Desta infatti attenzione il recente intervento fatto da Luciano Passariello (giovedì scorso perquisito nel corso dell'inchiesta per corruzione sulla Sma) in qualità di presidente della commissione di inchiesta sulle partecipate (tra cui anche la stessa Sma). È il 26 gennaio scorso, quando in consiglio regionale viene votata una relazione sulle motivazioni per il differimento del termine di cessazione della commissione di inchiesta. In sintesi, un organo che doveva durare sei mesi è in vita da oltre due anni, come definito in un documento votato in aula (con il solo voto contrario dei cinque stelle). Ma cosa emerge dal documento? È chiaro il riferimento economico: la Sma è in sofferenza - si legge - «per mancanza di commesse economiche il progetto Sma si è dovuto ricalibrare a 15 milioni di euro a fronte dei 20 milioni degli anni precedenti, mentre la gestione dei depuratori comporta una spesa mensile di sei milioni di euro, che non rientrano nelle casse della società per le rendicontazioni del 2016 ancora non approvate dalla regione, cosa che non permette di chiudere nemmeno i bilanci».

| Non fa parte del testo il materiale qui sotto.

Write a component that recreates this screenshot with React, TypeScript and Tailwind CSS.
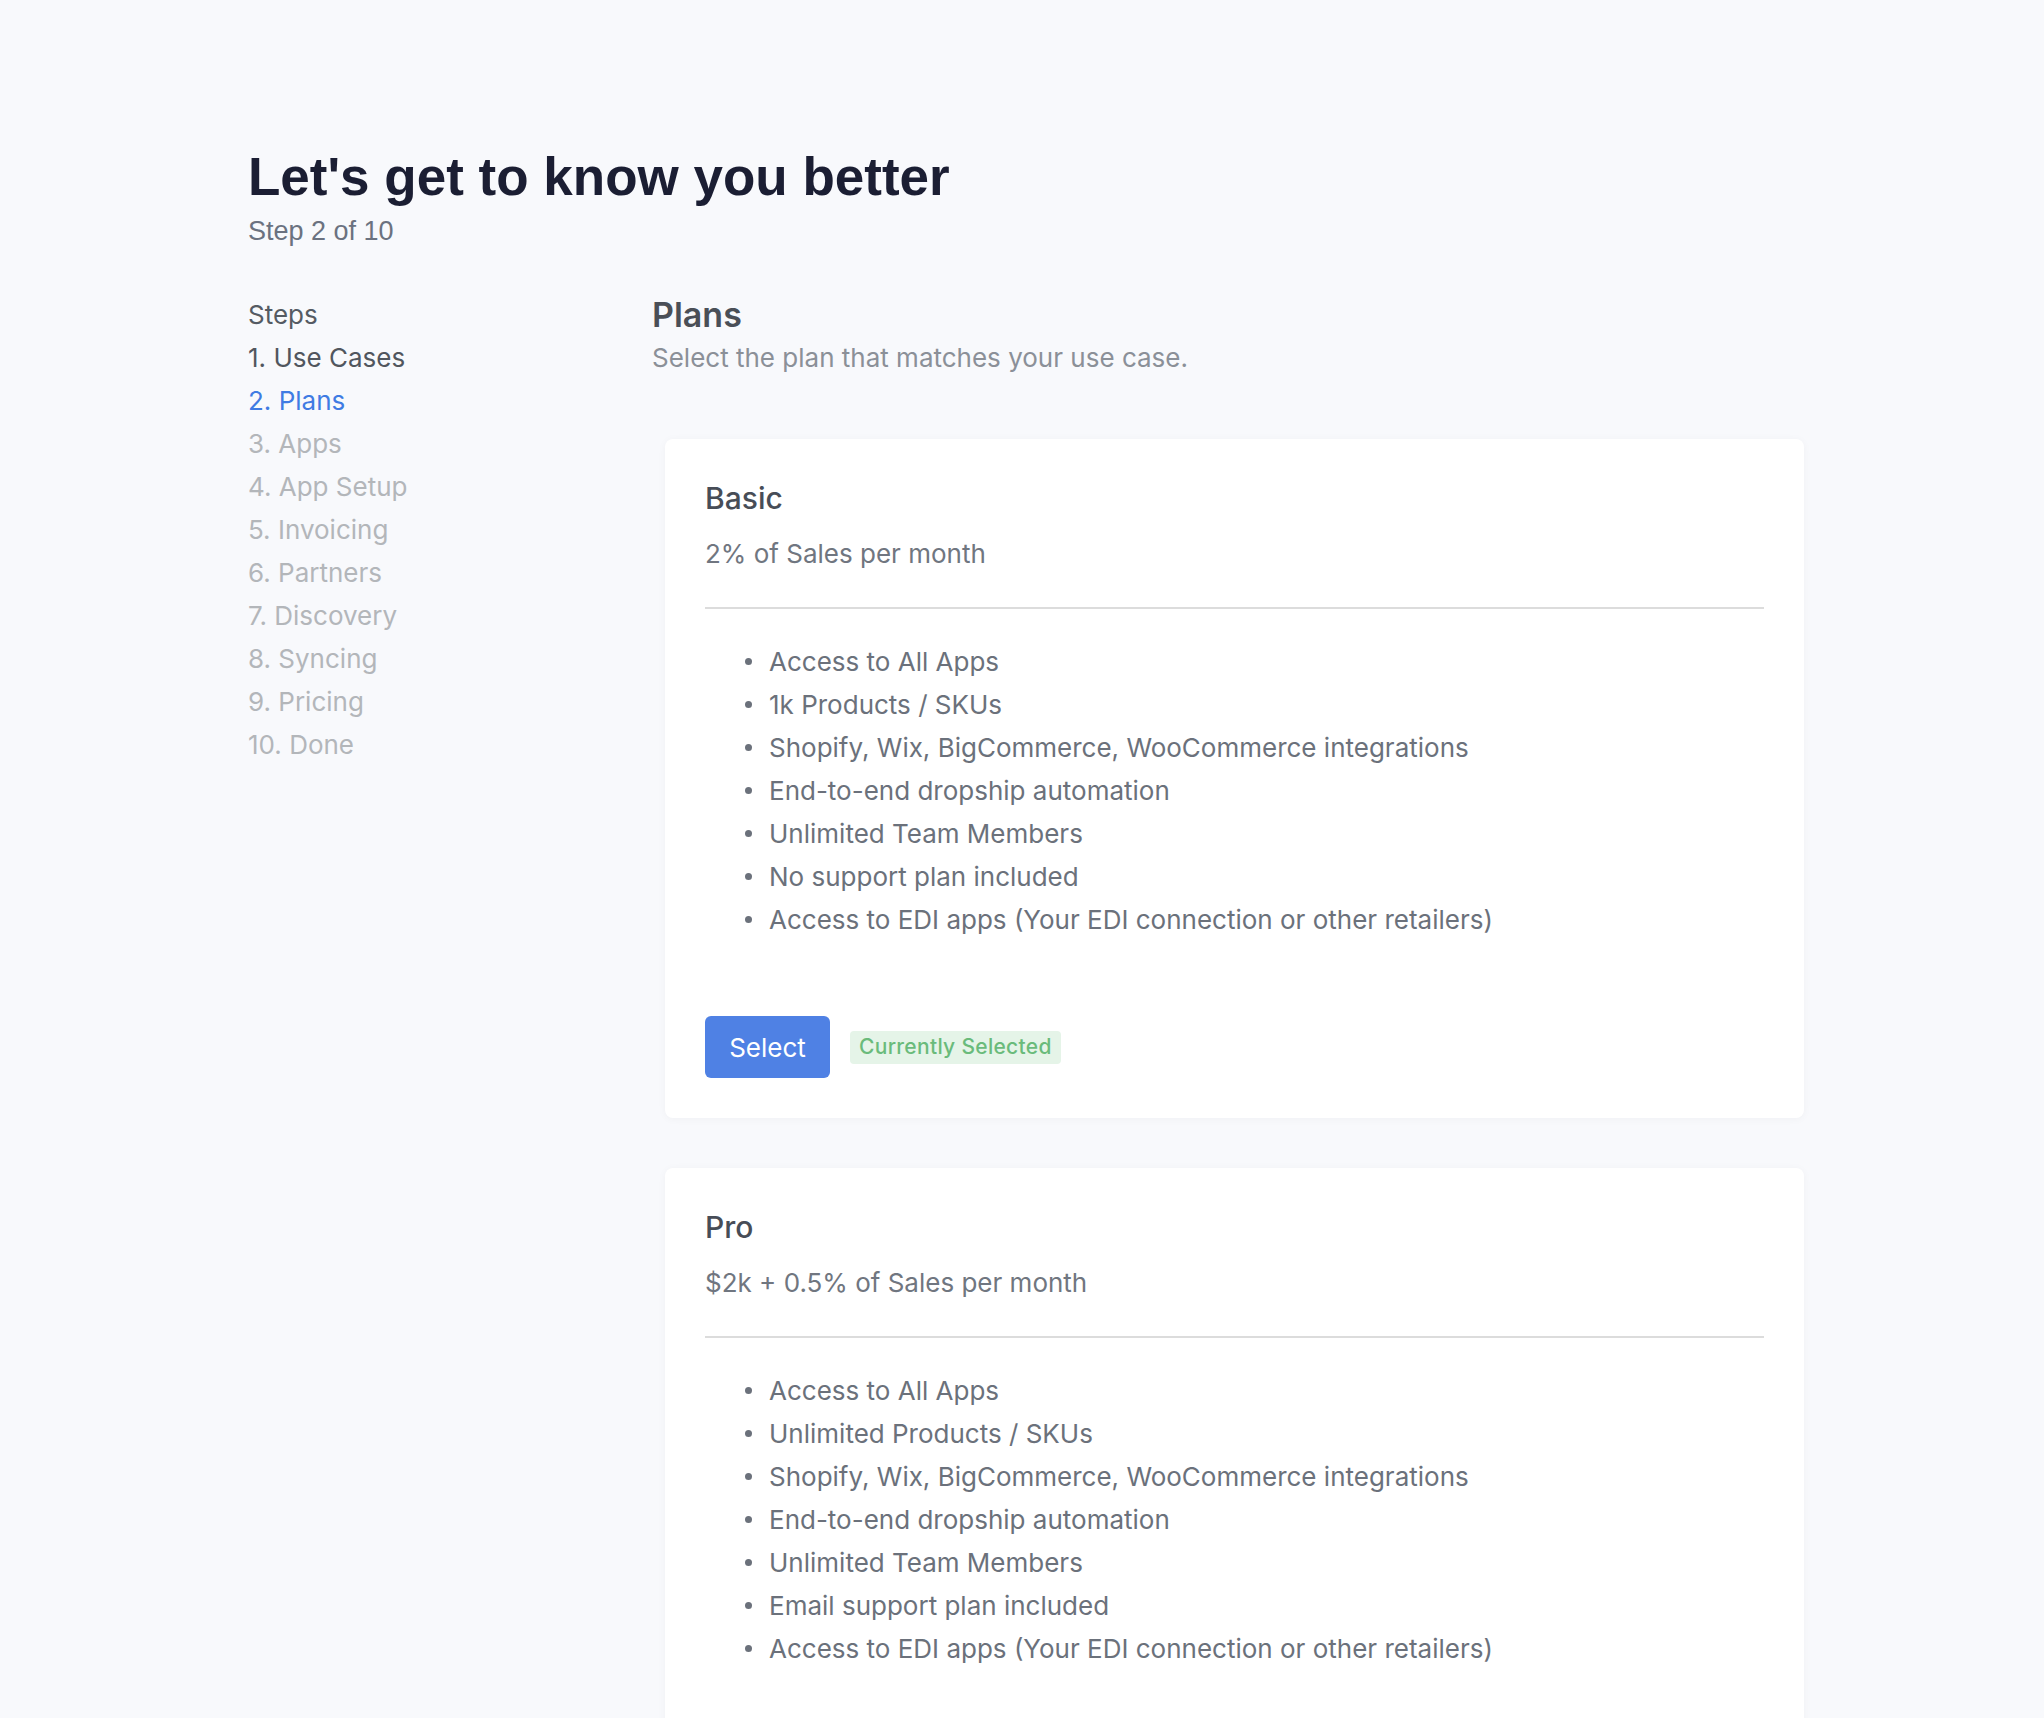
import React from 'react';

const steps = [
  'Use Cases',
  'Plans',
  'Apps',
  'App Setup',
  'Invoicing',
  'Partners',
  'Discovery',
  'Syncing',
  'Pricing',
  'Done',
];

const currentStep = 2;

interface Plan {
  name: string;
  price: string;
  features: string[];
  selected?: boolean;
}

const plans: Plan[] = [
  {
    name: 'Basic',
    price: '2% of Sales per month',
    selected: true,
    features: [
      'Access to All Apps',
      '1k Products / SKUs',
      'Shopify, Wix, BigCommerce, WooCommerce integrations',
      'End-to-end dropship automation',
      'Unlimited Team Members',
      'No support plan included',
      'Access to EDI apps (Your EDI connection or other retailers)',
    ],
  },
  {
    name: 'Pro',
    price: '$2k + 0.5% of Sales per month',
    features: [
      'Access to All Apps',
      'Unlimited Products / SKUs',
      'Shopify, Wix, BigCommerce, WooCommerce integrations',
      'End-to-end dropship automation',
      'Unlimited Team Members',
      'Email support plan included',
      'Access to EDI apps (Your EDI connection or other retailers)',
    ],
  },
];

/** 单个套餐卡片 */
function PlanCard({ plan }: { plan: Plan }) {
  return (
    <div className="ml-[13px] w-[1139px] bg-white rounded-lg shadow-[0_1px_8px_rgba(15,23,42,0.04)] px-[40px] pt-[40px] pb-[40px]">
      <div className="text-[30px] leading-[38px] font-medium text-[#474d57]">{plan.name}</div>
      <div className="mt-[18px] text-[26px] leading-[38px] text-[#707680]">{plan.price}</div>
      <div className="mt-[34px] h-[2px] bg-[#dcdcdc]" />
      <ul className="mt-[31px] pl-[40px]">
        {plan.features.map((f) => (
          <li key={f} className="flex items-center h-[43px] text-[26px] text-[#6b717b]">
            <span className="w-[7px] h-[7px] rounded-full bg-[#6b717b] mr-[17px] shrink-0" />
            {f}
          </li>
        ))}
      </ul>
      <div className="mt-[75px] flex items-center gap-[20px]">
        <button className="h-[62px] w-[125px] rounded-md bg-[#4f81e4] text-white text-[26px]">
          Select
        </button>
        {plan.selected && (
          <span className="h-[33px] px-[9px] inline-flex items-center rounded bg-[#e5f4e8] text-[#6abb7b] text-[21px] font-medium tracking-[0.3px]">
            Currently Selected
          </span>
        )}
      </div>
    </div>
  );
}

export default function App() {
  return (
    <div
      className="min-h-screen bg-[#f8f9fc] pl-[248px] pt-[145px] pb-[80px]"
      style={{ fontFamily: 'Inter, "Noto Sans", sans-serif' }}
    >
      <h1
        className="text-[53px] leading-[64px] font-bold text-[#1b1e33]"
        style={{ fontFamily: '"Liberation Sans", Arial, sans-serif' }}
      >
        Let's get to know you better
      </h1>
      <div
        className="mt-[4px] text-[27px] leading-[36px] text-[#6b7280]"
        style={{ fontFamily: '"Liberation Sans", Arial, sans-serif' }}
      >
        Step 2 of 10
      </div>

      <div className="mt-[44px] flex">
        {/* 左侧步骤列表 */}
        <div className="w-[404px] shrink-0">
          <div className="h-[43px] flex items-center text-[26px] text-[#555b63]">Steps</div>
          {steps.map((s, i) => {
            const n = i + 1;
            const color =
              n === currentStep
                ? 'text-[#3f7be3]'
                : n < currentStep
                  ? 'text-[#51565e]'
                  : 'text-[#b3b6ba]';
            return (
              <div key={s} className={`h-[43px] flex items-center text-[26px] ${color}`}>
                {n}. {s}
              </div>
            );
          })}
        </div>

        {/* 右侧套餐 */}
        <div className="flex-1">
          <div className="h-[43px] flex items-center text-[34px] font-semibold text-[#4a4f57]">Plans</div>
          <div className="h-[43px] flex items-center text-[26px] text-[#8b9098]">
            Select the plan that matches your use case.
          </div>
          <div className="mt-[60px] flex flex-col gap-[50px]">
            {plans.map((p) => (
              <PlanCard key={p.name} plan={p} />
            ))}
          </div>
        </div>
      </div>
    </div>
  );
}
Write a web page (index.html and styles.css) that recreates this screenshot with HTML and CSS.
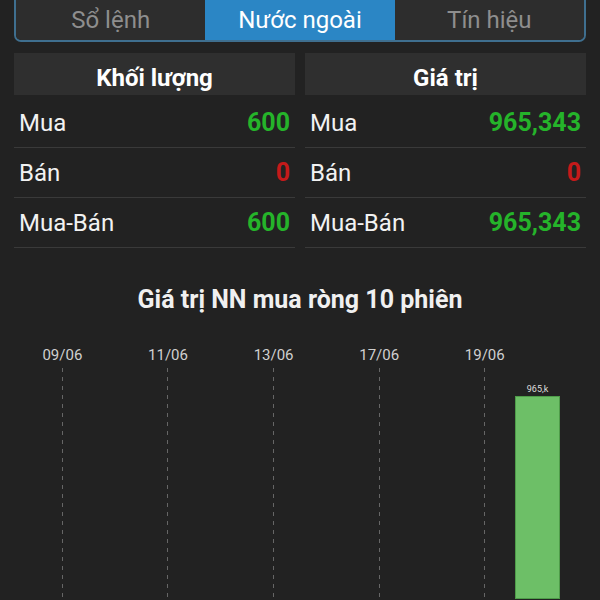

In sintesi, da un lato c'è chi indaga per le spese ingiustificate nella Sma, dall'altro il suo vertice lancia l'allarme per il default, magari in vista di una nuova capitalizzazione da parte della Regione. Finanza in campo, in questi giorni i militari sono andati a bussare alle porte della giunta regionale, c'è un faro investigativo proprio sul funzionamento della commissione regionale sulle partecipate. Ma torniamo alla storia delle carte di credito. Quattro indagati, al momento: si parte dal dipendente Ernesto Tartaglione, per arrivare a Cosimo Silvestro (direttore amministrativo della Sma), poi Raffaele Scognamiglio e Roberto Iavarone, ritenuti responsabili di non aver controllato il flusso di spese. Siamo alle battute iniziali delle indagini, tutti potranno dimostrare la correttezza della propria condotta nel corso del prosieguo delle indagini. Intanto, va avanti il filone principale dell'inchiesta Sma, quella che riguarda gli appalti a trattativa diretta e presunte tangenti. Ieri diffusa la terza puntata dell'inchiesta del giornale on line Fanpage, quella che vede coinvolti Biagio Iacolare, presidente Sma dimissionario, Rory Oliviero, immortalato mentre riceve una valigetta da Nunzio Perrella (nei panni dell'imprenditore senza scrupoli). Piazza dei Martiri, nove febbraio scorso, la promessa di tangente di 50mila euro per ottenere un contratto, secondo uno schema che sembra consolidato, che provoca le dimissioni in tempo reale di Iacolare. Spiega Oliviero, non immaginando di essere ripreso da una telecamera nascosta: «Mi devi dare 25mila euro prima del contratto, 25mila euro dopo; per noi 25mila euro non sono niente, ce li mettiamo sopra il braccio», spiega l'avvocato Oliviero, gesticolando in modo vistoso, mostrando il costoso Rolex al polso. Vicenda che promette sviluppi.

Viene condotta dai pm Ilaria Sasso del Verme e dal collega Amato, sotto il coordinamento dell'aggiunto Giuseppe Borrelli, mentre c'è un altro filone che riguarda la Sma e che punta a fare chiarezza su imprenditori in odore di camorra del Vomero e del Casertano (indagano i pm Ivana Fulco e Henry John Woodcock), che si avvalgono degli uomini della Mobile di Napoli e dello Sco. È in questa storia che è stato «filmato» Roberto De Luca, mentre riceveva nel suo studio Perrella, questa volta nella veste di imprenditore interessato alla gestione delle ecoballe. Ed è in questa vicenda che ieri si è fatto vivo il commercialista di Angri Francesco Igor Colletta, che introduce Perrella nello studio di Roberto De Luca e che sembra chiudere una presunta tangente del 15 per cento sulle ecoballe. Spiega Colletta: «L'incontro con De Luca mi è stato sollecitato dall'ingegnere Giancarlo Adami, emergerà in modo chiaro che il mio intervento era finalizzato ad offrire le mie competenze professionali a una società che si presentava come una eccellenza; Roberto De Luca veniva interpellato in qualità di libero professionista».

Parole che non spiegano però i riferimenti ai tecnici della Regione Campania registrati nel video finito in Procura.